Lemon Salmon with Black Beans & Veggies
This nutrient rich meal is a cinch to put together and is so full of flavor, you almost forget how high it is in antioxidants. I am using broccoli and tomatoes in this recipe but any combination of veggies will do.
- 2 pounds salmon, cubed
- 2 cups broccoli florets
- 1 cup cherry tomatoes, halved
- 1 cup canned black beans, drained
- 1 tablespoon olive oil
- 1 clove garlic, minced
- 1 lemon
- 1/2 cup chicken broth
- 1/4 cup soy sauce
- 2 teaspoons cornstarch
- Salt & Pepper to taste
Grate 1 tablespoon of lemon zest onto a small plate and juice the rest of the lemon. Then combine the lemon juice, soy sauce, chicken broth and cornstarch into a bowl together and stir.

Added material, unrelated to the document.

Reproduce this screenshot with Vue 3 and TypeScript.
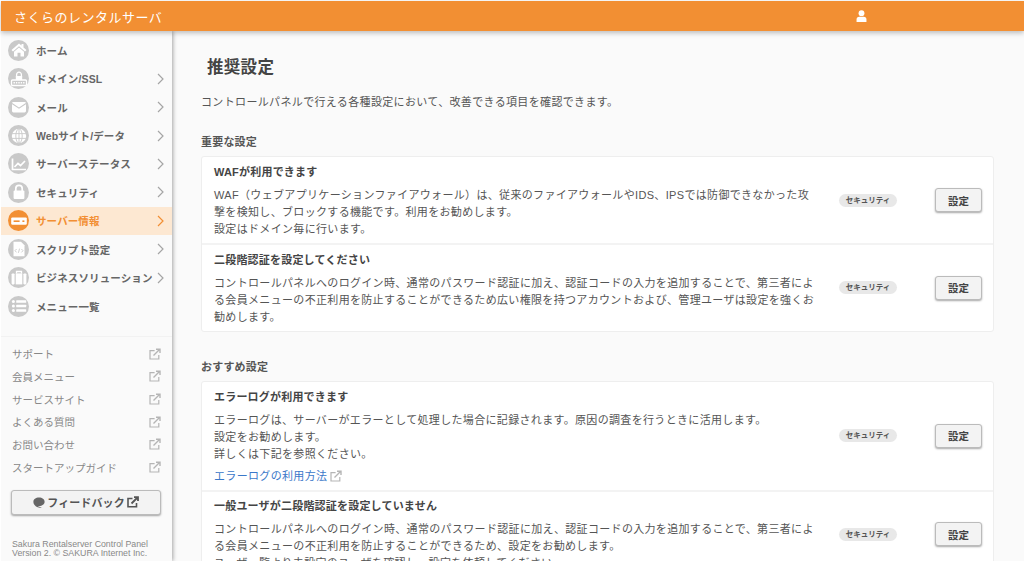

Set aside. Place a large pan on the stove over medium heat and add the olive oil and garlic. Saute for a few minutes and then add the salmon. Season with salt and pepper.Gently cook the fish until all sides are lightly browned and using a spatula, remove the salmon from the pan and cover to keep warm. In the same pan add the veggies and the black beans along with the lemon sauce. Stir-fry the mixture for 3-4 minutes until the broccoli is tender crisp. Add the salmon back into the pan and toss lightly until everything is combined. Sprinkle with lemon zest. Serve over rice, couscous or quinoa.